Effect of Nanosilica Aggregates/Agglomerates on Functional Properties of Poly(Butylene 2,5‐Furandicarboxylate)‐Based Nanocomposites
Giovanna Molinari, Lucia Ricci, Carlo Andrea Massa, Micaela Vannini, Laura Sisti, Paola Parlanti, Mauro Gemmi, Damiano Rossi, Maurizia Seggiani, Maria Cristina RighettiABSTRACT
The nanofillers inclusions in poly(butylene 2,5‐furandicarboxylate) (PBF)/SiO 2 nanocomposites were found to consist of aggregates and agglomerates of nanosilica particles. The estimated density of the nanosilica aggregates/agglomerates attested to the presence of empty spaces within them. The thermal, permeability, mechanical, and viscoelastic properties of PBF/SiO 2 nanocomposites were investigated as a function of the nanosilica aggregation status. The analysis of the thermal properties revealed that weak interactions were established between PBF and the nanosilica. Gas permeability was found to be strongly influenced by the morphological features. Oxygen permeability increased with SiO 2 content due to the additional free volume introduced by the nanofillers aggregates/agglomerates.
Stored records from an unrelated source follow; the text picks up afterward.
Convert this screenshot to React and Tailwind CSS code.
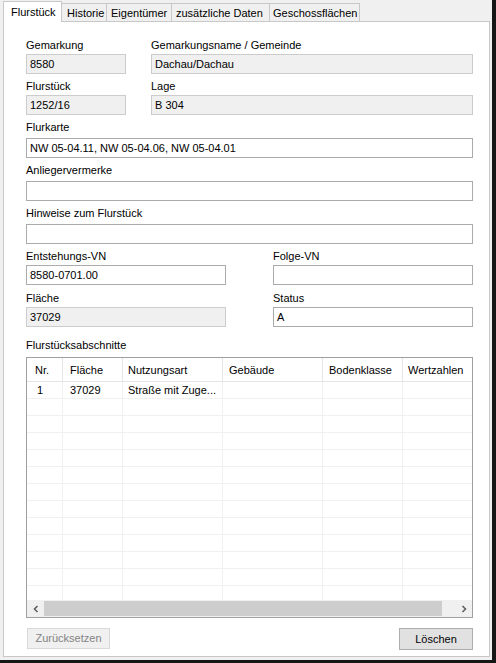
import React from 'react';

const font = { fontFamily: '"Liberation Sans", Arial, sans-serif' };

function Field({ label, value, readOnly, width, labelClass = 'mt-[5px]', inputClass = 'mt-[2px]' }) {
  return (
    <div className={width}>
      <div className={`h-[14px] leading-[14px] text-[11px] text-black ${labelClass}`}>{label}</div>
      <div
        className={`h-[20px] leading-[18px] px-[3px] text-[11px] text-black border ${inputClass} ${
          readOnly ? 'bg-[#f0f0f0] border-[#cccccc]' : 'bg-white border-[#ababab]'
        }`}
      >
        {value}
      </div>
    </div>
  );
}

const columns = [
  { label: 'Nr.', w: 'w-[36px]', pl: 'pl-[8px]' },
  { label: 'Fläche', w: 'w-[60px]', pl: 'pl-[7px]' },
  { label: 'Nutzungsart', w: 'w-[100px]', pl: 'pl-[5px]' },
  { label: 'Gebäude', w: 'w-[100px]', pl: 'pl-[6px]' },
  { label: 'Bodenklasse', w: 'w-[80px]', pl: 'pl-[6px]' },
  { label: 'Wertzahlen', w: 'w-[100px]', pl: 'pl-[5px]' },
];

const rows = [['1', '37029', 'Straße mit Zuge...', '', '', '']];
for (let i = 0; i < 12; i++) rows.push(['', '', '', '', '', '']);

function Tab({ label, w, pl = 'pl-[5px]', selected }) {
  if (selected) {
    return (
      <div className={`${w} h-[21px] mb-[-1px] bg-white border-l border-r border-t border-[#c8c8c8] pl-[7px] leading-[20px] text-[11px] text-black relative z-10 whitespace-nowrap`}>
        {label}
      </div>
    );
  }
  return (
    <div className={`${w} ${pl} h-[18px] bg-[#f0f0f0] border-t border-r border-[#c8c8c8] leading-[18px] text-[11px] text-black whitespace-nowrap overflow-hidden`}>
      {label}
    </div>
  );
}

export default function App() {
  return (
    <div className="w-[496px] h-[663px] bg-[#161616] overflow-hidden" style={font}>
      <div className="w-[492px] h-[660px] bg-[#f0f0f0] pl-[3px] pt-[1px]">
        <div className="flex items-end h-[20px]">
          <Tab label="Flurstück" w="w-[59px]" selected />
          <Tab label="Historie" w="w-[45px]" />
          <Tab label="Eigentümer" w="w-[65px]" pl="pl-[4px]" />
          <Tab label="zusätzliche Daten" w="w-[98px]" pl="pl-[4px]" />
          <Tab label="Geschossflächen" w="w-[90px]" pl="pl-[3px]" />
        </div>
        <div className="w-[487px] h-[636px] bg-white border border-[#c8c8c8] pl-[22px] pt-[16px]">
          <div className="w-[447px]">
            <div className="flex gap-[25px]">
              <Field label="Gemarkung" value="8580" readOnly width="w-[100px]" labelClass="" />
              <Field label="Gemarkungsname / Gemeinde" value="Dachau/Dachau" readOnly width="w-[322px]" labelClass="" />
            </div>
            <div className="flex gap-[25px]">
              <Field label="Flurstück" value="1252/16" readOnly width="w-[100px]" />
              <Field label="Lage" value="B 304" readOnly width="w-[322px]" />
            </div>
            <Field label="Flurkarte" value="NW 05-04.11, NW 05-04.06, NW 05-04.01" inputClass="mt-[4px]" />
            <Field label="Anliegervermerke" value="" inputClass="mt-[4px]" />
            <Field label="Hinweise zum Flurstück" value="" inputClass="mt-[4px]" />
            <div className="flex gap-[47px]">
              <Field label="Entstehungs-VN" value="8580-0701.00" width="w-[200px]" />
              <Field label="Folge-VN" value="" width="w-[200px]" />
            </div>
            <div className="flex gap-[47px]">
              <Field label="Fläche" value="37029" readOnly width="w-[200px]" labelClass="mt-[6px]" />
              <Field label="Status" value="A" width="w-[200px]" labelClass="mt-[6px]" />
            </div>
            <div className="mt-[11px] h-[14px] leading-[14px] text-[11px] text-black">Flurstücksabschnitte</div>
            <div className="mt-[5px] h-[261px] border border-[#a0a0a0] bg-white flex flex-col">
              <div className="flex h-[24px] border-b border-[#e5e5e5] overflow-hidden shrink-0">
                {columns.map((c) => (
                  <div key={c.label} className={`${c.w} ${c.pl} shrink-0 border-r border-[#e5e5e5] leading-[24px] text-[11px] text-black`}>
                    {c.label}
                  </div>
                ))}
              </div>
              <div className="flex-1 overflow-hidden">
                {rows.map((r, i) => (
                  <div key={i} className="flex h-[17px] border-b border-[#f0f0f0]">
                    {r.map((v, j) => (
                      <div
                        key={j}
                        className={`${columns[j].w} ${j === 0 ? 'pl-[10px]' : columns[j].pl} shrink-0 border-r border-[#f0f0f0] leading-[16px] text-[11px] text-black whitespace-nowrap`}
                      >
                        {v}
                      </div>
                    ))}
                  </div>
                ))}
              </div>
              <div className="h-[17px] bg-[#f0f0f0] flex items-center shrink-0">
                <div className="w-[17px] h-[17px] flex items-center justify-center">
                  <svg width="8" height="8" viewBox="0 0 8 8">
                    <path d="M5.5 1 L2.5 4 L5.5 7" fill="none" stroke="#606060" strokeWidth="1.6" />
                  </svg>
                </div>
                <div className="w-[398px] h-[15px] bg-[#cdcdcd]" />
                <div className="flex-1" />
                <div className="w-[17px] h-[17px] flex items-center justify-center">
                  <svg width="8" height="8" viewBox="0 0 8 8">
                    <path d="M2.5 1 L5.5 4 L2.5 7" fill="none" stroke="#606060" strokeWidth="1.6" />
                  </svg>
                </div>
              </div>
            </div>
            <div className="mt-[10px] flex justify-between">
              <div className="ml-[1px] w-[83px] h-[21px] border border-[#d9d9d9] bg-[#f0f0f0] text-center leading-[19px] text-[11px] text-[#838383]">
                Zurücksetzen
              </div>
              <div className="w-[74px] h-[22px] border border-[#adadad] bg-[#e1e1e1] text-center leading-[20px] text-[11px] text-black">
                Löschen
              </div>
            </div>
          </div>
        </div>
      </div>
    </div>
  );
}
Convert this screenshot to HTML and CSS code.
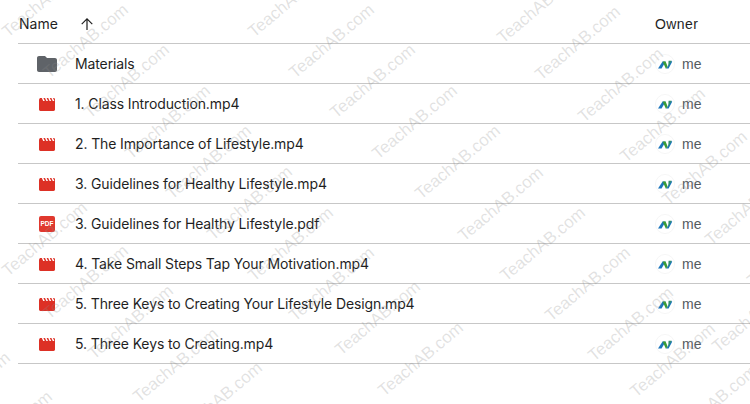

In contrast, water vapor permeability decreased as nanosilica content increased in parallel with diffusivity reduction. This behavior was attributed to the filling of the voids within the silica aggregates by bonded water molecules and the consequent more tortuous diffusion path for the free water molecules. Mechanical tests revealed a good load transfer between the PBF matrix and nanosilica, with a progressive increase in elastic modulus, particularly in semi‐crystalline samples. In the melt state, the PBF/SiO 2 nanocomposites displayed a viscosity increase due to the restriction in polymer chain mobility induced by the nanofillers.